* _Given problem_
Return the count of lines with the string "this" in them, and nothing else.

○ ○ ○ ○ ○ ○ ○

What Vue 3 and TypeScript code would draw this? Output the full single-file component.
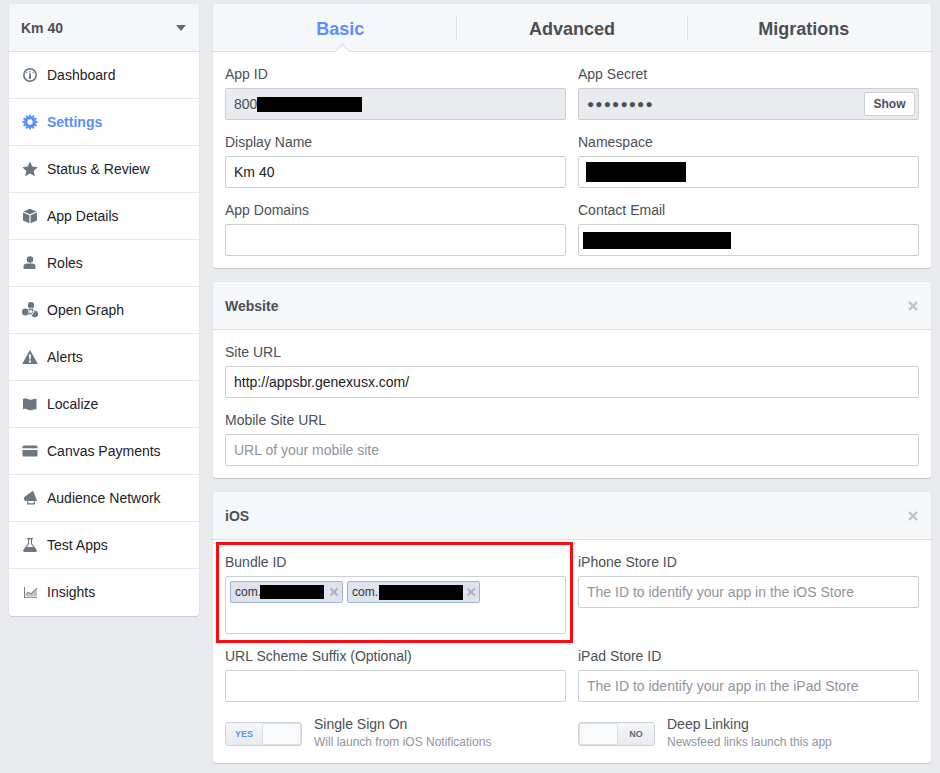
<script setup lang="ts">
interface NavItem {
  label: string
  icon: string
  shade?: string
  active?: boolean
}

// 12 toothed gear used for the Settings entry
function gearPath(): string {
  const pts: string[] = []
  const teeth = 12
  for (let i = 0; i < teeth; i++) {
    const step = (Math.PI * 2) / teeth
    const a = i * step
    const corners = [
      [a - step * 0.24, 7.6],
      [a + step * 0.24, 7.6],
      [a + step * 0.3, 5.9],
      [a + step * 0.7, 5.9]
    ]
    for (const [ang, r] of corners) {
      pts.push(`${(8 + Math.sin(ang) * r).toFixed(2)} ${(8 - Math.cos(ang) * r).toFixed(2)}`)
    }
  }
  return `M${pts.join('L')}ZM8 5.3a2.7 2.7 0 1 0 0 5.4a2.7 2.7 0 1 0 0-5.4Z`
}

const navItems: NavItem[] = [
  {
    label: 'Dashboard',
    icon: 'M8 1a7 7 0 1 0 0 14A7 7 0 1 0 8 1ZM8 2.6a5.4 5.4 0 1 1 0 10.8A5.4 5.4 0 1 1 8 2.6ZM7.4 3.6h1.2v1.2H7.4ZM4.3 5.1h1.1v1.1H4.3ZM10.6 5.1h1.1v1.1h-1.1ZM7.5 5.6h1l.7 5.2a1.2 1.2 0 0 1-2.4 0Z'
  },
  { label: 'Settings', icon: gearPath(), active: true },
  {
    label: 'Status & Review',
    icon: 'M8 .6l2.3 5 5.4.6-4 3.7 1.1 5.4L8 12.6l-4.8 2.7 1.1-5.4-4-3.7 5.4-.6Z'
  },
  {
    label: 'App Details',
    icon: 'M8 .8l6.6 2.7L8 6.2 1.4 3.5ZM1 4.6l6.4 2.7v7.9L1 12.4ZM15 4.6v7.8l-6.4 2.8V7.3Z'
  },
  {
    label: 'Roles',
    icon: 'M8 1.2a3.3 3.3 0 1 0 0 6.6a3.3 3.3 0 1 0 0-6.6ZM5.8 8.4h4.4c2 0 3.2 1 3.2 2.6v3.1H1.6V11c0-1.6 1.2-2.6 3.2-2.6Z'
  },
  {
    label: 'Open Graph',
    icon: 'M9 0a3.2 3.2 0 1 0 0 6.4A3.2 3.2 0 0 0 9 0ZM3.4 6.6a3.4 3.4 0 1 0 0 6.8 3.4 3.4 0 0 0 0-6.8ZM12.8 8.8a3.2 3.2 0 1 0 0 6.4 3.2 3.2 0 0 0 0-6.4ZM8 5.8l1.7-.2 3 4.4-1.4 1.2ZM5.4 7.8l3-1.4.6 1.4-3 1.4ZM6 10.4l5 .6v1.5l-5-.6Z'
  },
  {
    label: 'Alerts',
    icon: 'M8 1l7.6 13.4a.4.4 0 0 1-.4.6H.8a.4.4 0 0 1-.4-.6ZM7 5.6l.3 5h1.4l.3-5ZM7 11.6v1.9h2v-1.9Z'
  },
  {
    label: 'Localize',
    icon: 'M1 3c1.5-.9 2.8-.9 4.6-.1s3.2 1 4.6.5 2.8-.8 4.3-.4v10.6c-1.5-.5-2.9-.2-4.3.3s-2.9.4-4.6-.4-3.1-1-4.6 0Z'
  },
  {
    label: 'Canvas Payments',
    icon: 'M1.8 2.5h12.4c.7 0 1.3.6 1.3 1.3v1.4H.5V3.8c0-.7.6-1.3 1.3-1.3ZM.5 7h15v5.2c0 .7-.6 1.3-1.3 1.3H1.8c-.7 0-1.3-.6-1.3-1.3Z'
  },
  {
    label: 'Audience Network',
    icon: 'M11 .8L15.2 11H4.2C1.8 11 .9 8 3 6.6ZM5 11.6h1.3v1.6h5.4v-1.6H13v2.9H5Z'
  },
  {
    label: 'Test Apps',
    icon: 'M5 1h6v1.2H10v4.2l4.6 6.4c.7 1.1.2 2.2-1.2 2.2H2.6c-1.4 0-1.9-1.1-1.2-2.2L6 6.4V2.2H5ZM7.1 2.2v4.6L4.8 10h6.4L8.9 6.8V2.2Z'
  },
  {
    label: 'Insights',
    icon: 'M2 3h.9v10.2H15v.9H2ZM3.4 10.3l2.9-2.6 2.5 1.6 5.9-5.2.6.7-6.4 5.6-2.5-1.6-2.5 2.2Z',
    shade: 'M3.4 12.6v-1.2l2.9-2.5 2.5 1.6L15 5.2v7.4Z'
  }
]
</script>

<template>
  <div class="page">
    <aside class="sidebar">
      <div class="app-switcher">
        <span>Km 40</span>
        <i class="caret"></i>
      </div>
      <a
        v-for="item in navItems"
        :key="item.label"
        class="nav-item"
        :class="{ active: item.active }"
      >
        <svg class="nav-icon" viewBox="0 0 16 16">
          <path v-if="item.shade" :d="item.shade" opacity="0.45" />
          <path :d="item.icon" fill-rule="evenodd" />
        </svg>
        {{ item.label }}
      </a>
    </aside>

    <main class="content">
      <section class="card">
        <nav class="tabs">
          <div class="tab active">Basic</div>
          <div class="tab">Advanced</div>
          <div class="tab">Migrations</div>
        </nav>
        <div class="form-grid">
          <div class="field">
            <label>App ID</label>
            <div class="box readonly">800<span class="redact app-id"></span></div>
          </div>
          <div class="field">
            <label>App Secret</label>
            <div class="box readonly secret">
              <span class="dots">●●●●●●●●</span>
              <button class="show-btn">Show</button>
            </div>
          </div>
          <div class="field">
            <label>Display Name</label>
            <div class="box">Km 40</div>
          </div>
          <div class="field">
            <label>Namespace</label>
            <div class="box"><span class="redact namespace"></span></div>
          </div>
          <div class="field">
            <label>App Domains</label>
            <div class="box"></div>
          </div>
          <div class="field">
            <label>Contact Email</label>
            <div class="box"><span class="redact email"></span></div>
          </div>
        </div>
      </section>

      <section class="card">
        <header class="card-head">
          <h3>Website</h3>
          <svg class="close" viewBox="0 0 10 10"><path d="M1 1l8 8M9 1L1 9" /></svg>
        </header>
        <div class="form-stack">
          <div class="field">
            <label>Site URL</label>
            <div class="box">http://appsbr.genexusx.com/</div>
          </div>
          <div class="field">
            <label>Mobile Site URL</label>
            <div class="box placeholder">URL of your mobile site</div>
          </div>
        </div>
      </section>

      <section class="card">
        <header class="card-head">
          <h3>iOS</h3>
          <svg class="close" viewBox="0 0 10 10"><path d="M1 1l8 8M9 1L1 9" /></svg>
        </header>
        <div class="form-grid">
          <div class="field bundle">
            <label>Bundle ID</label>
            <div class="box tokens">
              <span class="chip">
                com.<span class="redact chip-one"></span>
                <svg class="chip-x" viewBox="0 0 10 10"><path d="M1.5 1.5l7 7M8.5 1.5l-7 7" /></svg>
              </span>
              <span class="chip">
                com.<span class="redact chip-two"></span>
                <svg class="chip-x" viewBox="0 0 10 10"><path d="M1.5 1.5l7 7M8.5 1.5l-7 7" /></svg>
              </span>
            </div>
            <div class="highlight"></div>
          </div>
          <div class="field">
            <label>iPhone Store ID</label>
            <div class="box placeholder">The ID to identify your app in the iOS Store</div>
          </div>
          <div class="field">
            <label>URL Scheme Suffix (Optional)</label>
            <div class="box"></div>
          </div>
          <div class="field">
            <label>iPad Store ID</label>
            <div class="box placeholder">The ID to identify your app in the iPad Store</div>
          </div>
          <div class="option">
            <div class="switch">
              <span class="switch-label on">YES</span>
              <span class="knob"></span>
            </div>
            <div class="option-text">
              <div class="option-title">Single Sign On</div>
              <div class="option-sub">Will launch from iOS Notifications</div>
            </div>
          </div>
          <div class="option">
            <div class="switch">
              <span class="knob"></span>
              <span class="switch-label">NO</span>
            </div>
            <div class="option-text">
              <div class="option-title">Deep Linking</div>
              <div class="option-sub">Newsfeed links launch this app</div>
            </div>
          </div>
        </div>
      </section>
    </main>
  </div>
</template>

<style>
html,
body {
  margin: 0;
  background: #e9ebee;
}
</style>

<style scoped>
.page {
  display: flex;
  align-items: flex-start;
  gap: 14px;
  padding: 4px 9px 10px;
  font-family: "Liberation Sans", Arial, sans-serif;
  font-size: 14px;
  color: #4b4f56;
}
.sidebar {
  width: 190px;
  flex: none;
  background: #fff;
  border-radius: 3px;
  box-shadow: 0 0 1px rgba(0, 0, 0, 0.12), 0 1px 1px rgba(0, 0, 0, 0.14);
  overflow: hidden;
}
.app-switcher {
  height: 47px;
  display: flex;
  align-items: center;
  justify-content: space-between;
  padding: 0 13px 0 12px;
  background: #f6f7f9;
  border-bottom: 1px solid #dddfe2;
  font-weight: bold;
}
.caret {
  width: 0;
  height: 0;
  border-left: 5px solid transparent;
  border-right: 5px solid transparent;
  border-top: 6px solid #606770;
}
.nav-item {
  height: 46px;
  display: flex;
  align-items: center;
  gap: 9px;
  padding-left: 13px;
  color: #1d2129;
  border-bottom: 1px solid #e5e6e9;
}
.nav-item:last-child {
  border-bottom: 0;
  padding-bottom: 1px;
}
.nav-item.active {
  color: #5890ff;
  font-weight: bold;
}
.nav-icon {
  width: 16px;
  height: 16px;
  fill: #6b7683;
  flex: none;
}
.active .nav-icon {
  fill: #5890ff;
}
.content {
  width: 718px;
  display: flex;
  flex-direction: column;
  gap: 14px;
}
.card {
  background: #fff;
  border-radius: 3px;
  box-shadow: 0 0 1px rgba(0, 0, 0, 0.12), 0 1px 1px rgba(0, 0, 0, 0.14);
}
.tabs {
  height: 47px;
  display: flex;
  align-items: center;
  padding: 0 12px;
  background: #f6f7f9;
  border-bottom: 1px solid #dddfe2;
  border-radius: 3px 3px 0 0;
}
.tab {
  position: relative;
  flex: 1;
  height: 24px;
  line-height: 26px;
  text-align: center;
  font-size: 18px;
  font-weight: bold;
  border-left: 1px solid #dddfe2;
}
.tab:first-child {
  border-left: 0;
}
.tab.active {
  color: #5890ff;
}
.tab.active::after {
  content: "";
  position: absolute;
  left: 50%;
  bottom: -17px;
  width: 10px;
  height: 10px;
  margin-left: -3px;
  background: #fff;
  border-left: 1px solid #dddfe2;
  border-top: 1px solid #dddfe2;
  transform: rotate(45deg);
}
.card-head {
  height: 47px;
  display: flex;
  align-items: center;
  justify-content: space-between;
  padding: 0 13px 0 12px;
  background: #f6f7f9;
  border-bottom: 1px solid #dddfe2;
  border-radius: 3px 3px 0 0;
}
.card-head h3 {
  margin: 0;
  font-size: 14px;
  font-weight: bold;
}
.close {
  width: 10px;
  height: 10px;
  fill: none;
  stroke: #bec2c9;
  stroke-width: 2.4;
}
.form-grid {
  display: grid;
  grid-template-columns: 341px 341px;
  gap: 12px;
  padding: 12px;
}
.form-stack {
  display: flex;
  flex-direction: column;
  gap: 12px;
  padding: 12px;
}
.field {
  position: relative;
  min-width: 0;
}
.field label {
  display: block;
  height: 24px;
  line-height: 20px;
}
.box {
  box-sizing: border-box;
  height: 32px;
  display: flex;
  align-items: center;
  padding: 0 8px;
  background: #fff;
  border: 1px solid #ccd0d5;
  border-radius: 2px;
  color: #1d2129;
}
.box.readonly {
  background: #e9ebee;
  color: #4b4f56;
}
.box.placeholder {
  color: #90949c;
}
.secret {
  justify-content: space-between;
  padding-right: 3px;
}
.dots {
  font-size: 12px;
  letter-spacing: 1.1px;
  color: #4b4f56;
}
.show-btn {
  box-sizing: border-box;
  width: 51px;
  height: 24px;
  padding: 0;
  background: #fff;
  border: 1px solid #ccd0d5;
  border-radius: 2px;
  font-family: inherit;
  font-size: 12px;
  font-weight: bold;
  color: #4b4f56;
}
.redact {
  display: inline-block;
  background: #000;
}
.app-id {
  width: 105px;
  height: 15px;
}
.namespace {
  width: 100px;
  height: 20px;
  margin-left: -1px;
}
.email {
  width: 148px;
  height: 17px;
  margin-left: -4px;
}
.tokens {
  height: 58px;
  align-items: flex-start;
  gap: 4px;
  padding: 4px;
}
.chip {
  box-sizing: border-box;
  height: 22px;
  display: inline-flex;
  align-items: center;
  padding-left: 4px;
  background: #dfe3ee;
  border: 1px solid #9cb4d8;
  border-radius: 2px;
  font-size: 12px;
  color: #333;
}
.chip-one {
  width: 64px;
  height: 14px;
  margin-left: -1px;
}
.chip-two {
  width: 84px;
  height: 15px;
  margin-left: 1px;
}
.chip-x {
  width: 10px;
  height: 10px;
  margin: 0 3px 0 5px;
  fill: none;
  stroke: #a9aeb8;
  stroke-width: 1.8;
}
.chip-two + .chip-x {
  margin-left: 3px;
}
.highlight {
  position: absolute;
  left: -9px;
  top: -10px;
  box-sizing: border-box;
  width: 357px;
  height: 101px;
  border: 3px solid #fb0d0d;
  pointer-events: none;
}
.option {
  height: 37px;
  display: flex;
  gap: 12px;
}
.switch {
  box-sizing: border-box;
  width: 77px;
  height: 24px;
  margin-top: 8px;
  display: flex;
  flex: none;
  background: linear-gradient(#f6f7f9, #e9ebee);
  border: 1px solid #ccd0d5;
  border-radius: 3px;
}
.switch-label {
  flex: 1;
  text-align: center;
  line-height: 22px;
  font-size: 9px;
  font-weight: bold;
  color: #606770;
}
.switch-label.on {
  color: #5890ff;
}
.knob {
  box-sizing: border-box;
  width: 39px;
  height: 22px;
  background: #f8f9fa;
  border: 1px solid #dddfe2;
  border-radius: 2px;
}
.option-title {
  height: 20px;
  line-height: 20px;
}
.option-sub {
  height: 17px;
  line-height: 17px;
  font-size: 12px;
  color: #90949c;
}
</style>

○ ○ ○ ○ ○ ○ ○

* _Finished task_
2